▽

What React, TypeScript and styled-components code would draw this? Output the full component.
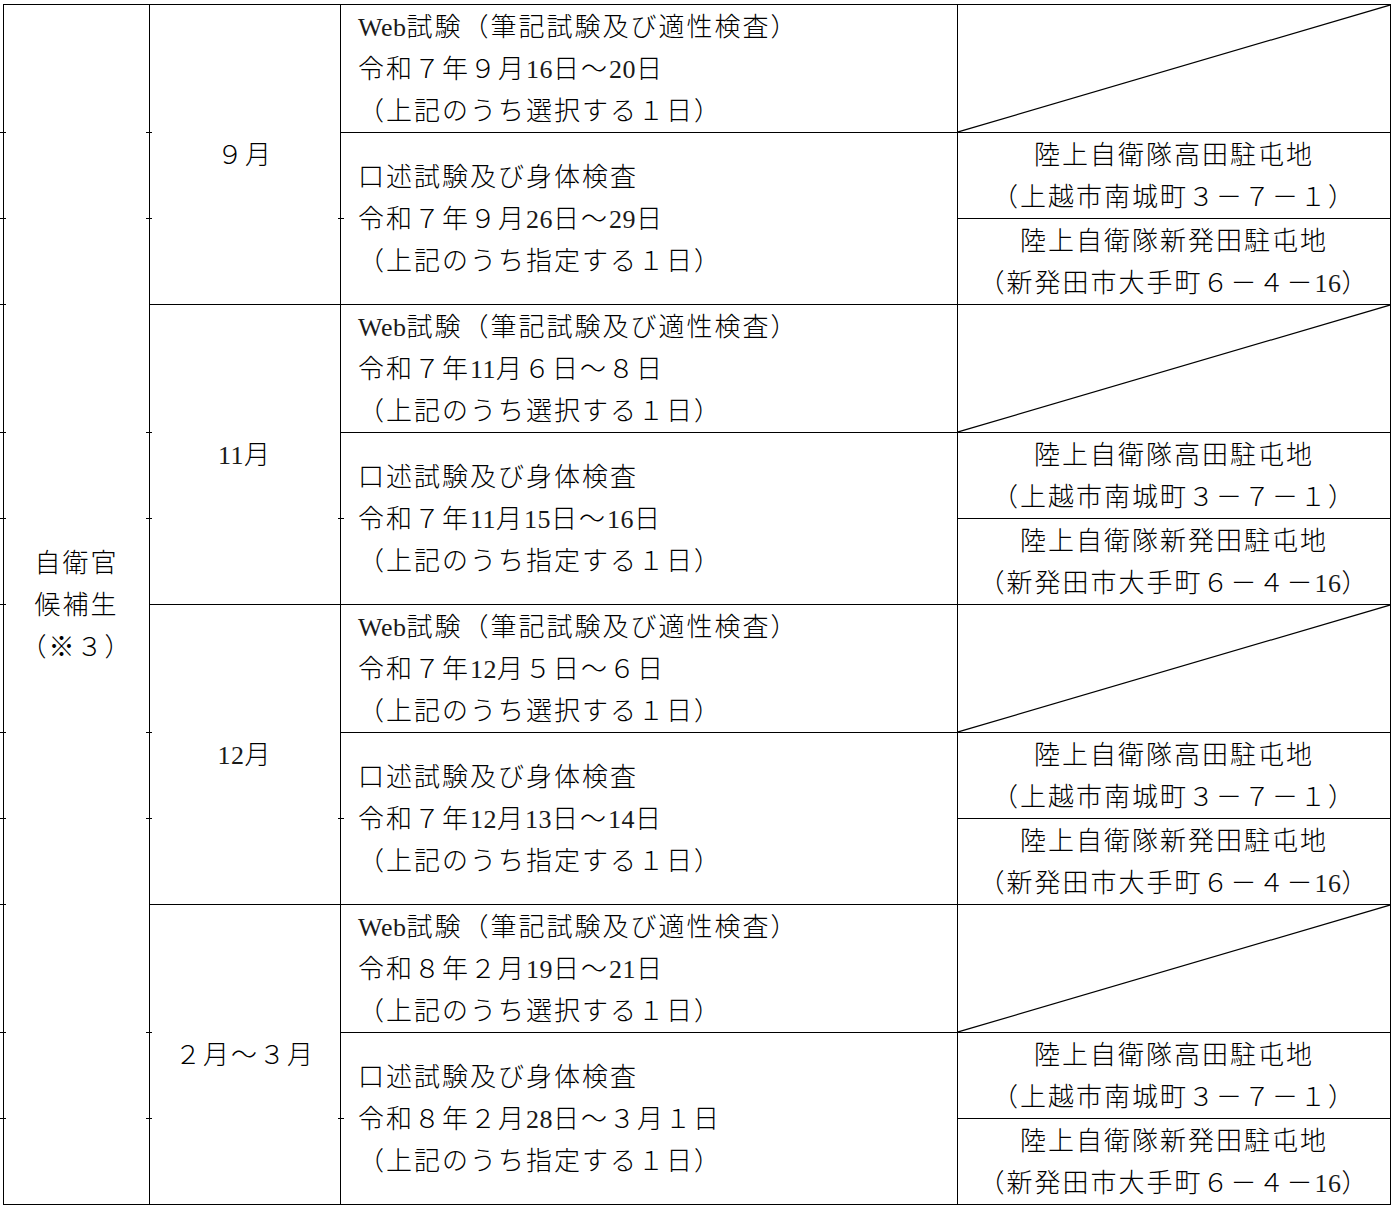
import React, { Fragment } from 'react';
import styled, { createGlobalStyle } from 'styled-components';

const GlobalStyle = createGlobalStyle`
  html, body {
    margin: 0;
    padding: 0;
    background: #ffffff;
  }
  body {
    font-family: "Liberation Serif", "Noto Sans CJK JP", serif;
    color: #000000;
  }
`;

const Page = styled.div`
  padding: 4px 0 0 3px;
  width: 1392px;
  box-sizing: border-box;
`;

const Table = styled.table`
  border-collapse: collapse;
  table-layout: fixed;
  width: 1387px;
  font-family: "Noto Sans CJK JP", sans-serif;
  font-size: 26px;
  font-weight: 300;
  letter-spacing: 2px;
  line-height: 42px;
  color: #000;
`;

const Col = styled.col<{ $w: number }>`
  width: ${(p) => p.$w}px;
`;

const Row = styled.tr<{ $h: number }>`
  height: ${(p) => p.$h}px;
`;

const Cell = styled.td`
  border: 1px solid #000;
  padding: 0;
  vertical-align: middle;
  white-space: nowrap;
  position: relative;
`;

const CategoryCell = styled(Cell)`
  text-align: center;
`;

const MonthCell = styled(Cell)`
  text-align: center;
`;

const ExamCell = styled(Cell)`
  text-align: left;
  padding-left: 17px;
`;

const PlaceCell = styled(Cell)`
  text-align: center;
`;

const DiagonalCell = styled(Cell)``;

const DiagonalSvg = styled.svg`
  position: absolute;
  inset: 0;
  width: 100%;
  height: 100%;
  display: block;
`;

const LineBox = styled.div`
  display: block;
  height: 42px;
  box-sizing: border-box;
  padding-bottom: 4px;
  line-height: 38px;
`;

const Latin = styled.span`
  font-family: "Liberation Serif", serif;
  font-weight: 400;
  font-size: 26px;
  letter-spacing: 0.5px;
  color: #1a1a1a;
`;

const Tick = styled.span<{ $top: number; $side: 'left' | 'right' }>`
  position: absolute;
  top: ${(p) => p.$top}px;
  ${(p) => (p.$side === 'left' ? 'left: -4px;' : 'right: -4px;')}
  width: 6px;
  height: 1px;
  background: #000;
`;

function Line({ text }: { text: string }) {
  const parts = text.split(/([\x20-\x7e]+)/).filter((s) => s.length > 0);
  return (
    <LineBox>
      {parts.map((p, i) =>
        /^[\x20-\x7e]+$/.test(p) ? <Latin key={i}>{p}</Latin> : <Fragment key={i}>{p}</Fragment>
      )}
    </LineBox>
  );
}

type Block = {
  month: string;
  web: string;
  oral: string;
};

const blocks: Block[] = [
  { month: '９月', web: '令和７年９月16日～20日', oral: '令和７年９月26日～29日' },
  { month: '11月', web: '令和７年11月６日～８日', oral: '令和７年11月15日～16日' },
  { month: '12月', web: '令和７年12月５日～６日', oral: '令和７年12月13日～14日' },
  { month: '２月～３月', web: '令和８年２月19日～21日', oral: '令和８年２月28日～３月１日' },
];

const categoryTicks: number[] = [];
blocks.forEach((_, i) => {
  categoryTicks.push(i * 300 + 127, i * 300 + 213);
  if (i < blocks.length - 1) categoryTicks.push(i * 300 + 299);
});

export default function App() {
  return (
    <>
      <GlobalStyle />
      <Page>
        <Table>
          <colgroup>
            <Col $w={146} />
            <Col $w={191} />
            <Col $w={617} />
            <Col $w={433} />
          </colgroup>
          <tbody>
            {blocks.map((b, i) => (
              <Fragment key={b.month}>
                <Row $h={128}>
                  {i === 0 && (
                    <CategoryCell rowSpan={blocks.length * 3}>
                      {categoryTicks.map((t) => (
                        <Tick key={t} $top={t} $side="left" />
                      ))}
                      <Line text="自衛官" />
                      <Line text="候補生" />
                      <Line text="（※３）" />
                    </CategoryCell>
                  )}
                  <MonthCell rowSpan={3}>
                    <Tick $top={127} $side="left" />
                    <Tick $top={213} $side="left" />
                    <Tick $top={213} $side="right" />
                    <Line text={b.month} />
                  </MonthCell>
                  <ExamCell>
                    <Line text="Web試験（筆記試験及び適性検査）" />
                    <Line text={b.web} />
                    <Line text="（上記のうち選択する１日）" />
                  </ExamCell>
                  <DiagonalCell>
                    <DiagonalSvg preserveAspectRatio="none" viewBox="0 0 100 100">
                      <line
                        x1="0"
                        y1="100"
                        x2="100"
                        y2="0"
                        stroke="#000"
                        strokeWidth="1.2"
                        vectorEffect="non-scaling-stroke"
                      />
                    </DiagonalSvg>
                  </DiagonalCell>
                </Row>
                <Row $h={86}>
                  <ExamCell rowSpan={2}>
                    <Line text="口述試験及び身体検査" />
                    <Line text={b.oral} />
                    <Line text="（上記のうち指定する１日）" />
                  </ExamCell>
                  <PlaceCell>
                    <Line text="陸上自衛隊高田駐屯地" />
                    <Line text="（上越市南城町３－７－１）" />
                  </PlaceCell>
                </Row>
                <Row $h={86}>
                  <PlaceCell>
                    <Line text="陸上自衛隊新発田駐屯地" />
                    <Line text="（新発田市大手町６－４－16）" />
                  </PlaceCell>
                </Row>
              </Fragment>
            ))}
          </tbody>
        </Table>
      </Page>
    </>
  );
}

△

Go through the material above and copy each line that has the word "components".

» Correct result
What React, TypeScript and styled-components code would draw this? Output the full component.
import styled, { createGlobalStyle } from 'styled-components';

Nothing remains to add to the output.